I thought this passage from the November 25, 2006, installment of The Writer's Almanac was very interesting:

It's the birthday of American steel magnate and philanthropist Andrew Carnegie, born in Dunfermline, Scotland (1835). He grew up in Scotland, working as a milk hand for $1.20 per week. But when his family immigrated to America in 1848, Carnegie took a job in a factory in Pittsburgh, Pennsylvania. He sensed instinctively that education would help him work his way up in the world, but at the time education was hard to come by. There were public libraries then, but they weren't free. People were asked to pay an annual fee to become a library member. Carnegie couldn't afford the annual fee at his local library, so he wrote a letter to the editor of the Pittsburgh Dispatch, arguing that poor young people should be given free access to libraries so that they could improve themselves. The director of Carnegie's local library read the letter, and it persuaded him to change the rule. With the help of the library, Carnegie began teaching himself how to do all kinds of things, including how to use a telegraph. He got a job as a telegraph operator, and then attracted the notice of an executive with the Pennsylvania Railroad, and became the executive's personal secretary and telegrapher. By 1859, just 11 years after he had arrived in America as a poor factory worker, he was named the Pennsylvania Railroad's vice president.
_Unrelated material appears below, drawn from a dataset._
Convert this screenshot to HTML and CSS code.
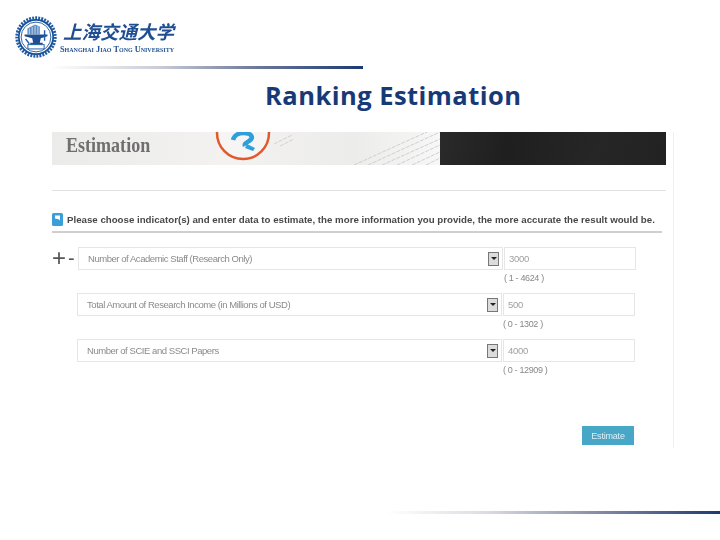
FILE: index.html
```html
<!DOCTYPE html>
<html lang="en">
<head>
<meta charset="utf-8">
<title>Ranking Estimation</title>
<link rel="stylesheet" href="styles.css">
</head>
<body>
<div class="slide">
  <header class="brand">
    <svg class="seal" width="42" height="42" viewBox="0 0 44 44" aria-hidden="true">
      <circle cx="22" cy="22" r="20" fill="none" stroke="#1f5da6" stroke-width="3.4" stroke-dasharray="2 1.2"/>
      <circle cx="22" cy="22" r="18" fill="#fff" stroke="#1a4f96" stroke-width="1.8"/>
      <circle cx="22" cy="22" r="15.6" fill="none" stroke="#1f5da6" stroke-width="1"/>
      <path d="M13 19v-6l8-4 5 2v8z" fill="#5d8bc0"/>
      <path d="M15 13v6M18 11.500v7.500M21 10v9M24 10.500v8.500" stroke="#fff" stroke-width=".7"/>
      <path d="M10 19.500h24v1.800l-7 2-1 4.700h3v2H16v-2h3l-1-4.700-8-2z" fill="#1f4f92"/>
      <path d="M11 24l4 5M31 15v11" stroke="#1f5da6" stroke-width="1.500" fill="none"/>
      <rect x="13.500" y="30" width="17" height="4.500" fill="#fff" stroke="#1f5da6"/>
    </svg>
    <div class="wordmark">
      <div class="cn">上海交通大学</div>
      <div class="en">Shanghai Jiao Tong University</div>
    </div>
  </header>
  <div class="rule-top"></div>
  <h1 class="title">Ranking Estimation</h1>

  <main class="panel">
    <div class="panel-inner">
      <div class="banner">
        <div class="banner-light">
          <span class="banner-title">Estimation</span>
          <svg class="banner-art" width="388" height="33" viewBox="0 0 388 33" aria-hidden="true">
            <circle cx="191" cy="1" r="26" fill="#f6f5f3" stroke="#e2582a" stroke-width="2.500"/>
            <path d="M181 8c1-5 6-7 11-7 8 0 10 5 5 8-3 2-5 3-4 5" fill="none" stroke="#2f9fdc" stroke-width="4.500"/>
            <path d="M195 12l8 4-2 3-8-3z" fill="#2f9fdc"/>
            <g fill="none" stroke="#cfcfce" stroke-width="1" stroke-dasharray="4 1.200">
              <path d="M222 12l18-9"/>
              <path d="M228 14l14-7"/>
              <path d="M316 33l72-33"/>
              <path d="M330 33l58-26"/>
              <path d="M345 33l43-20"/>
              <path d="M360 33l28-13"/>
              <path d="M374 33l14-7"/>
              <path d="M302 33l86-39"/>
            </g>
          </svg>
        </div>
        <div class="banner-dark"></div>
      </div>

      <div class="note">
        <span class="note-icon"><svg width="11" height="13" viewBox="0 0 11 13" aria-hidden="true"><rect width="11" height="13" rx="1.500" fill="#3a9fd8"/><path d="M3 2.500h5v5L6.600 6.200 3 5.600z" fill="#fff"/></svg></span>
        <span>Please choose indicator(s) and enter data to estimate, the more information you provide, the more accurate the result would be.</span>
      </div>

      <form class="rows">
        <div class="row first">
          <div class="ops"><span class="plus">+</span><span class="minus">-</span></div>
          <div class="select">
            <span>Number of Academic Staff (Research Only)</span>
            <span class="arrow"></span>
          </div>
          <div class="value">
            <div class="input">3000</div>
            <div class="range">( 1 - 4624 )</div>
          </div>
        </div>
        <div class="row">
          <div class="ops"></div>
          <div class="select">
            <span>Total Amount of Research Income (in Millions of USD)</span>
            <span class="arrow"></span>
          </div>
          <div class="value">
            <div class="input">500</div>
            <div class="range">( 0 - 1302 )</div>
          </div>
        </div>
        <div class="row">
          <div class="ops"></div>
          <div class="select">
            <span>Number of SCIE and SSCI Papers</span>
            <span class="arrow"></span>
          </div>
          <div class="value">
            <div class="input">4000</div>
            <div class="range">( 0 - 12909 )</div>
          </div>
        </div>
      </form>
      <div class="actions"><span class="button">Estimate</span></div>
    </div>
  </main>

  <div class="rule-bottom"></div>
</div>
</body>
</html>
```

FILE: styles.css
```css
* { box-sizing: border-box; }
html, body { margin: 0; padding: 0; background: #fff; }
.slide {
  width: 720px;
  height: 540px;
  overflow: hidden;
  display: flex;
  flex-direction: column;
  background: #fff;
  font-family: "Liberation Sans", Arial, sans-serif;
}
.brand {
  height: 66px;
  padding: 16px 0 0 15px;
  display: flex;
  align-items: flex-start;
  gap: 3px;
}
.seal { filter: blur(0.3px); flex: none; }
.wordmark { width: 114px; color: #1f4f92; filter: blur(0.35px); }
.cn {
  font-family: "Noto Sans CJK SC", "Noto Sans CJK JP", sans-serif;
  font-style: italic;
  font-weight: 700;
  font-size: 18.5px;
  line-height: 26px;
  letter-spacing: 0;
  margin: 2px 0 0 3px;
  white-space: nowrap;
}
.en {
  font-family: "Liberation Serif", serif;
  font-variant: small-caps;
  font-weight: 700;
  font-size: 8.3px;
  line-height: 10px;
  margin-top: 1px;
  white-space: nowrap;
}
.rule-top {
  width: 313px;
  height: 3px;
  margin-left: 50px;
  background: linear-gradient(90deg, #fff 0%, #c9ccd6 35%, #6f7a9c 65%, #1c3a72 100%);
}
.title {
  margin: 9px 0 0 265px;
  font-family: "Open Sans", sans-serif;
  font-size: 25.5px;
  line-height: 34px;
  font-weight: 700;
  letter-spacing: 0.47px;
  color: #173a76;
  white-space: nowrap;
}
.panel {
  margin: 20px 0 0 52px;
  width: 622px;
  height: 316px;
  border-right: 1px solid #efefef;
  flex: none;
}
.panel-inner { width: 614px; }
.banner { height: 33px; display: flex; }
.banner-light {
  flex: 1;
  position: relative;
  padding-left: 14px;
  background: linear-gradient(90deg, #ebebea 0%, #f3f2f1 45%, #ececeb 78%, #f7f7f7 100%);
  overflow: hidden;
}
.banner-title {
  position: relative;
  z-index: 1;
  display: inline-block;
  font-family: "Liberation Serif", serif;
  font-weight: 700;
  font-size: 22px;
  line-height: 26px;
  color: #6f6f6f;
  filter: blur(0.4px);
  transform: scaleX(0.82);
  transform-origin: left center;
}
.banner-art { position: absolute; left: 0; top: 0; filter: blur(0.3px); }
.banner-dark {
  width: 226px;
  background: linear-gradient(100deg, #2a2a2a 0%, #1f1f1f 30%, #262626 70%, #222 100%);
}
.note {
  margin-top: 25px;
  border-top: 1px solid #e2e2e2;
  padding-top: 17px;
  height: 41px;
  display: flex;
  gap: 4px;
  align-items: center;
  font-size: 9.7px;
  font-weight: 700;
  color: #484848;
  white-space: nowrap;
  filter: blur(0.3px);
}
.note-icon { display: flex; }
.rows {
  border-top: 2px solid #cfcfcf;
  margin-right: 4px;
  padding-top: 14px;
  display: flex;
  flex-direction: column;
}
.row {
  height: 46px;
  display: flex;
  align-items: flex-start;
  filter: blur(0.35px);
}
.row.first { padding-left: 1px; }
.ops {
  width: 25px;
  height: 22px;
  flex: none;
  display: flex;
  align-items: center;
  color: #555;
}
.plus { font-size: 24px; line-height: 22px; width: 16px; margin-left: -1px; }
.minus { font-size: 20px; line-height: 22px; }
.select {
  width: 425px;
  height: 23px;
  flex: none;
  border: 1px solid #e6e6e6;
  display: flex;
  align-items: center;
  justify-content: space-between;
  padding: 0 0 0 9px;
  font-size: 9.5px;
  letter-spacing: -0.45px;
  color: #8a8a8a;
}
.arrow {
  flex: none;
  width: 11px;
  height: 14px;
  background: #dcdcdc;
  border: 1px solid #777;
  display: flex;
  align-items: center;
  justify-content: center;
  margin-right: 3px;
}
.arrow::after {
  content: "";
  border-left: 3px solid transparent;
  border-right: 3px solid transparent;
  border-top: 3px solid #222;
}
.value { margin-left: 1px; width: 132px; flex: none; }
.input {
  height: 23px;
  border: 1px solid #e6e6e6;
  padding-left: 4px;
  display: flex;
  align-items: center;
  font-size: 9.5px;
  letter-spacing: -0.3px;
  color: #a0a0a0;
}
.range {
  margin-top: 2px;
  font-size: 9px;
  letter-spacing: -0.35px;
  line-height: 12px;
  color: #888;
}
.actions {
  margin-top: 41px;
  display: flex;
  justify-content: flex-end;
  padding-right: 32px;
}
.button {
  width: 52px;
  height: 19px;
  background: #48a6c6;
  color: #dceff5;
  font-size: 9px;
  letter-spacing: -0.2px;
  display: flex;
  align-items: center;
  justify-content: center;
  filter: blur(0.3px);
}
.rule-bottom {
  margin: 63px 0 0 385px;
  width: 335px;
  height: 3px;
  flex: none;
  background: linear-gradient(90deg, #fff 0%, #dcdde2 30%, #8f94ac 60%, #1c3a72 100%);
}
```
He became an investor, and built a steel empire, and then at the height of his career, he sold his company. The sale made him one of the richest men in the world, but he spent the rest of his life giving his fortune away to charity. Among his many charitable acts was the construction of almost 3,000 libraries across the country. For every library he funded, he required that the town set aside a certain amount of tax funds to keep it running in perpetuity. He also required that many libraries inscribe phrases like "Free Library" or "Free to the People" over the entrance, so that the libraries would always remain free.